Over the summer months, all attention will be focused on a more precarious world economic outlook.
Three problem areas need resolution:
1) means must be found to deal with the fiscal debt problems of so-called “peripheral” nations in Europe (Greece, Portugal, Ireland, etc.);
2) first steps are needed to straighten out the government’s finances in Washington while avoiding a hard crash into the legislated debt ceiling;
and 3) China’s overheating economy should be cooled through restrictive monetary measures, but these mustn’t be so severe as to bring on a hard landing.

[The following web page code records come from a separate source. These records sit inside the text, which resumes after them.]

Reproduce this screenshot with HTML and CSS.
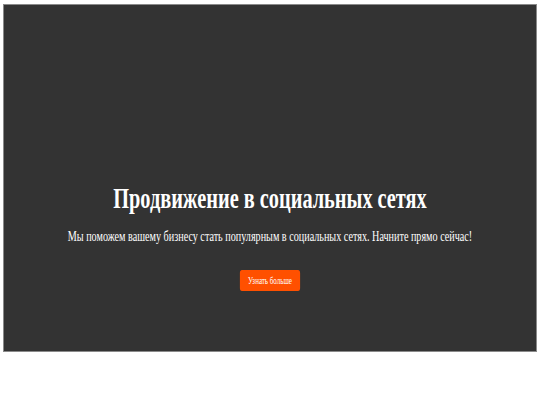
FILE: index.html
```html
<!DOCTYPE html>
<html lang="ru">
<head>
<meta charset="utf-8">
<title>Продвижение в социальных сетях</title>
<link rel="stylesheet" href="styles.css">
</head>
<body>
<section class="hero">
  <div class="hero-inner">
    <h1 class="hero-title">Продвижение в социальных сетях</h1>
    <p class="hero-text">Мы поможем вашему бизнесу стать популярным в социальных сетях. Начните прямо сейчас!</p>
    <a class="hero-btn" href="#">Узнать больше</a>
  </div>
</section>
</body>
</html>
```
FILE: styles.css
```css
html, body {
  margin: 0;
  padding: 0;
  background: #ffffff;
}

body {
  padding: 4px 3px 0 3px;
  font-family: "Liberation Serif", "Times New Roman", serif;
}

.hero {
  box-sizing: border-box;
  height: 348px;
  background: #333333;
  border: 1px solid #8a8a8a;
  display: flex;
  flex-direction: column;
  align-items: center;
  justify-content: flex-end;
  padding-bottom: 60px;
  color: #ffffff;
  text-align: center;
  overflow: hidden;
}

/* condensed headline block */
.hero-inner {
  width: 760px;
  flex: none;
  display: flex;
  flex-direction: column;
  align-items: center;
  transform: scaleX(0.7);
}

.hero-title {
  margin: 0;
  font-size: 29px;
  font-weight: bold;
}

.hero-text {
  margin: 13px 0 0;
  font-size: 14.5px;
}

.hero-btn {
  margin-top: 25px;
  display: inline-block;
  background: #ff5000;
  color: #ffffff;
  text-decoration: none;
  font-size: 10px;
  padding: 5px 12px;
  border-radius: 3px;
}
```
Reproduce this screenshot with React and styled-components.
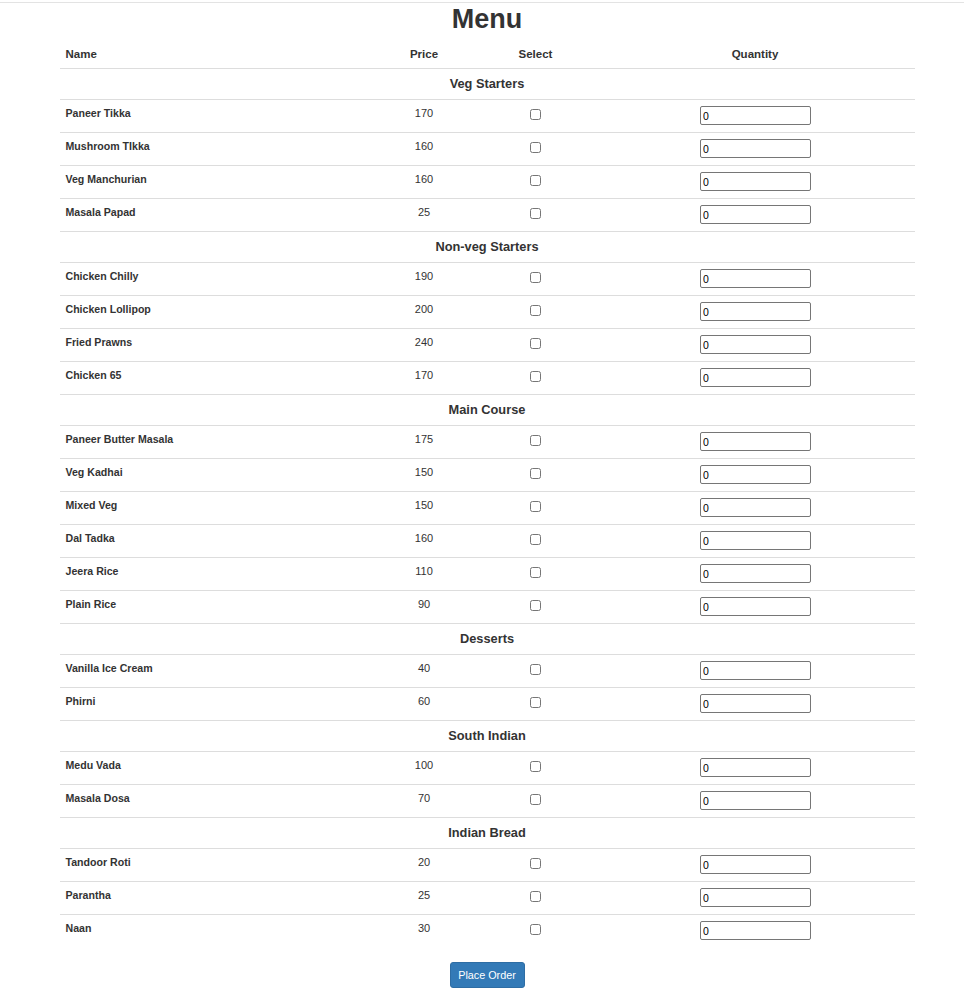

There is one key question for the moment. Is the current slowdown a temporary aberration or a sign of worsening conditions to come longer term?
In May, the purchasing managers’ index (PMI) of the Institute of Supply Management in the U.S. suffered a large drop, from 60.4% to 53.5%.
That led to worries about an imminent end to the long period of expansion in the U.S. manufacturing sector.
Thankfully, the June PMI result allayed the concern.
In the latest month, the ISM’s gauge made a turnaround and moved back up to 55.3%.
A PMI reading in excess of 42.5% but below 50.0% means the whole economy is expanding but manufacturing is still lagging. Above 50.0%, both the economy and manufacturing are growing.
According to the ISM, a PMI level of 53.5% has historically corresponded with “real” (i.e., after inflation) gross domestic product (GDP) growth of 4.5%.
This confirms what many analysts have been saying. Industrial output in spring through early summer of this year was adversely affected by the after-effects of the tsunami in Japan.
Factories north of Tokyo were damaged and ports left unable to function for several months.
Parts shortages in cars, electronics and a range of components caused production cutbacks that held back growth in many nations, not just Japan. That’s because supply chains have become international in scope.
The PMI is a composite of five diffusion indices (i.e., positive minus negative survey responses on new orders, production, employment and so on) for the manufacturing sector.
With the latest PMI result, the U.S. economy has been expanding for 25 straight months and manufacturing for 23.
Japanese rebuilding efforts are beginning to accelerate. This will pull in products and services from around the world, but the closed nature of the Japanese economy will limit the gains to less than they might otherwise be.
In a catch-up move, Japanese industrial production in May rose at its fastest pace in more than 50 years. Much of this was delayed fulfillment of orders and inventory rebuilding.
Looking further ahead, Japanese exporters would like greater assurance there will be a strong international marketplace in which to sell their goods.
They’ll have to wait and see like the rest of us.
The latest initial jobless claims report in the U.S., for the week ending July 2, provided a continuation of the mediocre numbers being reported since early spring.
The level of first-time unemployment insurance seekers fell by 14,000 but at 418,000, it remained resolutely higher than it should be if significant cuts to the unemployment rate are to be achieved.
For Canada, in this period of overall uncertainty about the world outlook, it’s important to keep an eye on home prices.
They will serve a role similar to the canary in the mine shaft, in terms of warning about a possible poisoning of the atmosphere.
Confidence in the future is closely tied to the housing sector. As long as home values are increasing, that’s a sign employment and incomes are being sustained.
On this score, Statistics Canada’s latest new housing price index results are soothing. The overall index rose 0.4% from April to May, which was even faster than in the previous period (+0.3%).
On a year-over-year basis, new home prices in Canada were +1.9% in the latest month, made up of “house only” at +2.0% and “land only” at +1.7%.
With respect to cities, the top year-over-year gainers were: St. John’s, +4.7%; Toronto, +4.3%; Winnipeg, +4.1%; Kitchener-Cambridge-Waterloo, +3.8%; Montreal, +3.6%; and Regina, +3.4%.
Six urban centres recorded year-over-year declines in new home prices, with the three most dramatic drops coming in Windsor (-4.4%), Victoria (-1.7%) and London (-1.3%).